Пусть очень многое в нашей жизни теперь умело записывается и складывается в архивы и книгохранилища. Очень многое тоже и так остается и постепенно погружается в темное прошлое.
Бывает, однако, такой яркий день современности, что из него виднеется самое отдаленное прошлое, уже многими забытое, а для самых молодых и совершенно неведомое.
И вот в этом-то свете современности рождается сказка, и старые люди, свидетели забытого новым поколением, начинают сказывать о том, что было когда-то, в некотором царстве, в некотором государстве, при каком-то царе Горохе.
Было мне лет тридцать, когда я отправился в тот самый край, где мои предки-старообрядцы боролись с царем Петром и в государстве его великом создавали свое «государство» – известную Выгорецию. Мне до смерти захотелось подышать тем воздухом народной жизни, где не было жестокости крепостного права и где в дебрях тайги, наверно и до сих пор, сохранились сказания о былых героических временах простого русского народа.
Действительность оказалась больше моих замыслов, больше моей мечты, больше меня самого. Мне было, как если бы человеку взрослому вернулось бы его детство и он, сохраняя где-то вдали в запасе нажитой свой разум и образование, восхищенно стал бы отдаваться природным детским силам доверчивости и особенному, проникновенному вниманию к подробностям жизни природы и человека.
Я родился с верой в какой-то лучший мир, чем где я живу, в какую-то страну, лучшую, чем наша, с уверенностью, что если сильно захотеть, то ее можно открыть всем, и даже так, что долг каждого из нас открыть для всех эту свою страну.
Еще девяти лет я пробовал из гимназии убежать в эту страну, и не я один был такой, а одно время гимназисты массами бежали. После моей неудачной попытки вера моя не умерла, а попала в положение семени, переживающего в земле зиму, чтобы раскрыться весной.
Так вот и вышло, что девяти лет я бежал в какую-то чудесную страну, а ровно через двадцать лет открыл ее на Карельском острове озера Выг, и был уверен, и вел себя, как будто это была та самая страна, куда я в детстве бежал.

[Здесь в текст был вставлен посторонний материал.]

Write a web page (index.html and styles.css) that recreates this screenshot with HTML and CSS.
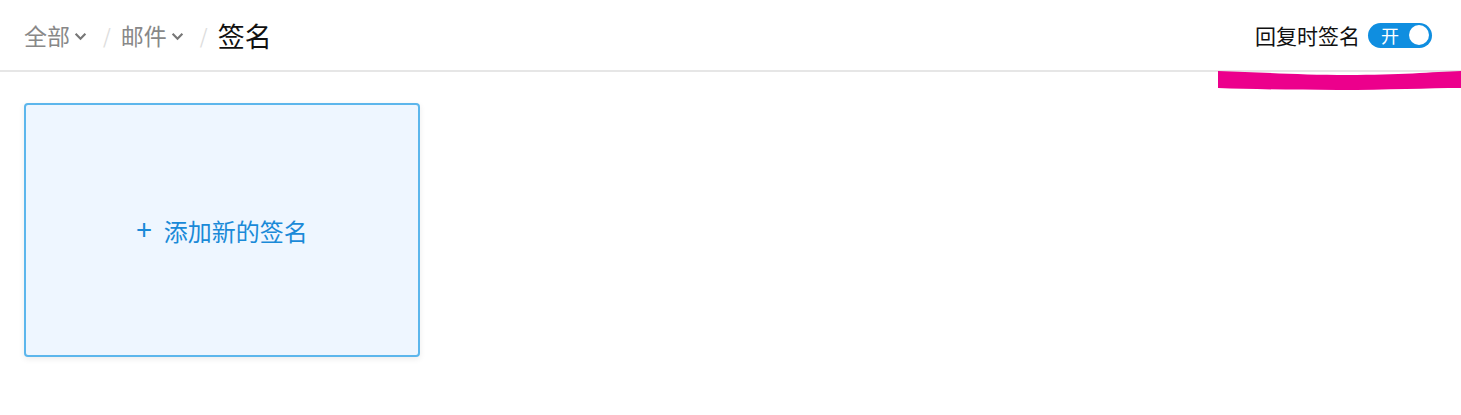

Как, бывает, влюбленному кажется, будто все люди в существе своем прекрасны и ему, влюбленному, даже злодеи желают добра, так и в моей стране детства, в этом краю непуганых птиц, все люди мне были хороши, и так много хороших в одном месте я никогда нигде не видал. Это не был самообман. Ведь я не был хищным колонизатором или мистификатором-миссионером, а искал у них только былин, сказок и песен.
Много они мне пели былин и сказывали всякой «досюльщины». Но всего интересней мне были остатки людей, боровшихся когда-то по-своему за свою веру с царями.
Среди этих людей трудней всего досталось мне добиться душевной беседы у «бегунов» или «скрытников». У большинства прежних борцов за веру их вера теперь перешла просто в быт, в строгость нравов сравнительно с бытом «новолюбцев». Но бегуны продолжали искренно верить, что антихрист уже овладел почти всей землей и спасаться от него можно только в бегах. Чтобы не искушаться соблазнами, не застревать в человеческом болоте, они считали для себя необходимым вечно менять место, вечно бежать и не давать себе отдыху. Только на короткие дни в случаях болезни или необходимости что-то свое открыть другу они позволяли себе останавливаться в великой тайне у «христолюбцев», имеющих в своих домах особые тайные светелки. Они берегли свое имя в великой тайне и на все вопросы о себе встречных людей отвечали:
– Мы странники божьи, ни грады, ни веси не имамы.
Вот, наверно, тогда еще пришла мне эта мысль, и до сих пор я ею живу, что истинный наш современник не тот, кто для себя потребляет достижения нового времени, а для кого современность открывает свет на свое прошлое.
В свете современности как понятны были мне эти люди, презирающие место своего пребывания и собирающие дух свой в пространстве. Мы сами, революционеры того времени, готовые идти на какие угодно страдания, чтобы только поднять дух своего народа, привести его в движение, дух, остановленный косностью царя и его чиновников, мы сами отчасти были похожи на бегунов: мы были странники в своем народе, мы не держались ни села родного, ни города, правда нам была дороже родного села.
Конечно, я отлично понимал, что движение революции ничего общего не имеет сдвижением сектантов-бегунов, но законы истории не всегда совпадают с законами сердца. Мне очень захотелось найти в лесах какого-нибудь бегуна, постараться самому раствориться в его вере, с тем чтобы темному человеку попробовать открыть новый свет, помочь ему не тратить движение своего духа просто на передвижение тела по грешной земле, захваченной будто бы антихристом. И еще, самое главное, – мне хотелось своими глазами посмотреть на такого человека.